# The 5 deadly terms used by women.



## flytobecat (Mar 28, 2010)

I use #4 all the time and mean "F you". Luv it!!!!


----------



## bsms (Dec 31, 2010)

When I broached the subject of selling our mare Lilly to my wife in October, she said "Fine. Go ahead. Its OK."

In December, I sold her to a home that had our trainer's strongest endorsement.

Now that it is March, my wife is STARTING to get over it. She even has tentatively agreed to build a house on a lot we own 400 feet from Lilly's new owner - although she still refuses to drive by and see her...


----------



## Walkamile (Dec 29, 2008)

Poor Bsms, where was this thread when you needed it? LOL!

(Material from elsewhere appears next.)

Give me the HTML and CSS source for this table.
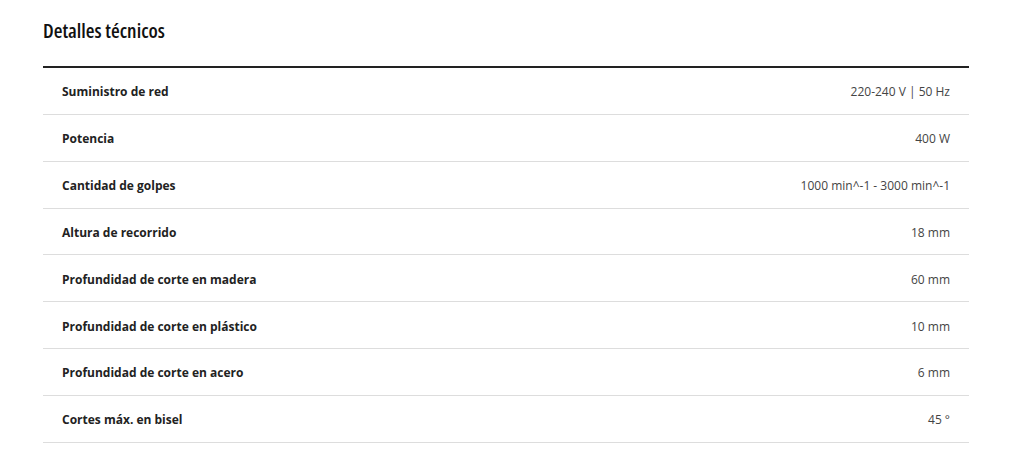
FILE: index.html
```html
<!DOCTYPE html>
<html lang="es">
<head>
<meta charset="utf-8">
<link rel="stylesheet" href="styles.css">
</head>
<body>
<section class="specs">
  <h2 class="specs-title">Detalles técnicos</h2>
  <div class="specs-table">
    <div class="row"><span class="label">Suministro de red</span><span class="value">220-240 V | 50 Hz</span></div>
    <div class="row"><span class="label">Potencia</span><span class="value">400 W</span></div>
    <div class="row"><span class="label">Cantidad de golpes</span><span class="value">1000 min^-1 - 3000 min^-1</span></div>
    <div class="row"><span class="label">Altura de recorrido</span><span class="value">18 mm</span></div>
    <div class="row"><span class="label">Profundidad de corte en madera</span><span class="value">60 mm</span></div>
    <div class="row"><span class="label">Profundidad de corte en plástico</span><span class="value">10 mm</span></div>
    <div class="row"><span class="label">Profundidad de corte en acero</span><span class="value">6 mm</span></div>
    <div class="row"><span class="label">Cortes máx. en bisel</span><span class="value">45 °</span></div>
  </div>
</section>
</body>
</html>
```
FILE: styles.css
```css
html, body {
  margin: 0;
  padding: 0;
  background: #fff;
}
body {
  font-family: "Open Sans", "Liberation Sans", sans-serif;
  color: #222;
}
.specs {
  padding: 18px 55px 0 43px;
}
.specs-title {
  margin: 0;
  font-size: 20px;
  line-height: 26px;
  font-weight: 600;
  font-stretch: 75%;
  color: #111;
  height: 48px;
}
.specs-table {
  border-top: 2px solid #222;
}
.row {
  display: flex;
  justify-content: space-between;
  align-items: center;
  height: 45.85px;
  padding: 2px 19px 0;
  box-sizing: content-box;
  border-bottom: 1px solid #ddd;
  font-size: 12px;
}
.row {
  height: 43.85px;
}
.label {
  font-weight: 700;
  color: #222;
}
.value {
  color: #444;
}
```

Spyder, very funny and yes, quite true! 

Side note: I just got off the phone with a gentleman concerning an event my husband and I will be attending. I told the man that I didn't remember any particulars that Don might have mentioned concerning this event because I was half listening when he was talking to me about it. The man was STUNNED! Why? Both sexes do it to eachother all the time, I just admit to it. :wink:


----------



## lildonkey8 (Dec 12, 2010)

that is SO me!!!!!!!!


----------



## whiskeynoo (Mar 17, 2010)

haha brilliant, i happen to use most of these lol


----------



## TaMMa89 (Apr 12, 2008)

Haha, so true .


----------



## A knack for horses (Jun 17, 2010)

Hahaha! I use those quite a bit :wink:


----------



## TheRoughrider21 (Aug 25, 2009)

I use 1 and 5 all the time. I always feel so bad for the guy I'm using them with though...so clueless lol.


----------



## tempest (Jan 26, 2009)

I totally agree with number 5.


----------



## Angel_Leaguer (Jun 13, 2008)

#4 is mine with the "whatever"- My core team at work is all guys and a few of them know what I mean when I use that...lol


----------



## whiskeynoo (Mar 17, 2010)

I think i might also add i tend to use a verity of "Hmm" noises with my boyfriend. Haha he's managed to decipher what each tone of "Hmm" means, the most frequent one is a low short tone which signify's "i don't really approve of what you're saying right now but can't be bothered to argue"


----------



## kitten_Val (Apr 25, 2007)

I use 1), 2) and 4). 3) & 5) well, not so much... :lol:


----------



## MIEventer (Feb 15, 2009)

LOL, that's great Spyder! I use #4 a lot. Fine, whatever. lol


----------



## Katesrider011 (Oct 29, 2010)

I guess I'm a girl  I use number five a lot.


----------



## lildonkey8 (Dec 12, 2010)

haha Kates! You should add another in: The woman sits back in her chair, arms folded? She's saying "I hate you, I want you out of my life. Why are you here? I believe you have better things to do"


----------



## Gallop On (May 1, 2011)

LOL, this is so funny! And ALL of these are true! I use the "Yup" and "Whatever" ones thee most


----------



## FlyGap (Sep 25, 2011)

*Sure, I guess... * Means I can't believe you are going to do something so stupid, and I'll be right when you fail. Gets my hub all the time.
*Oh, REALLY?* Get ready to have diarrhea in the morning!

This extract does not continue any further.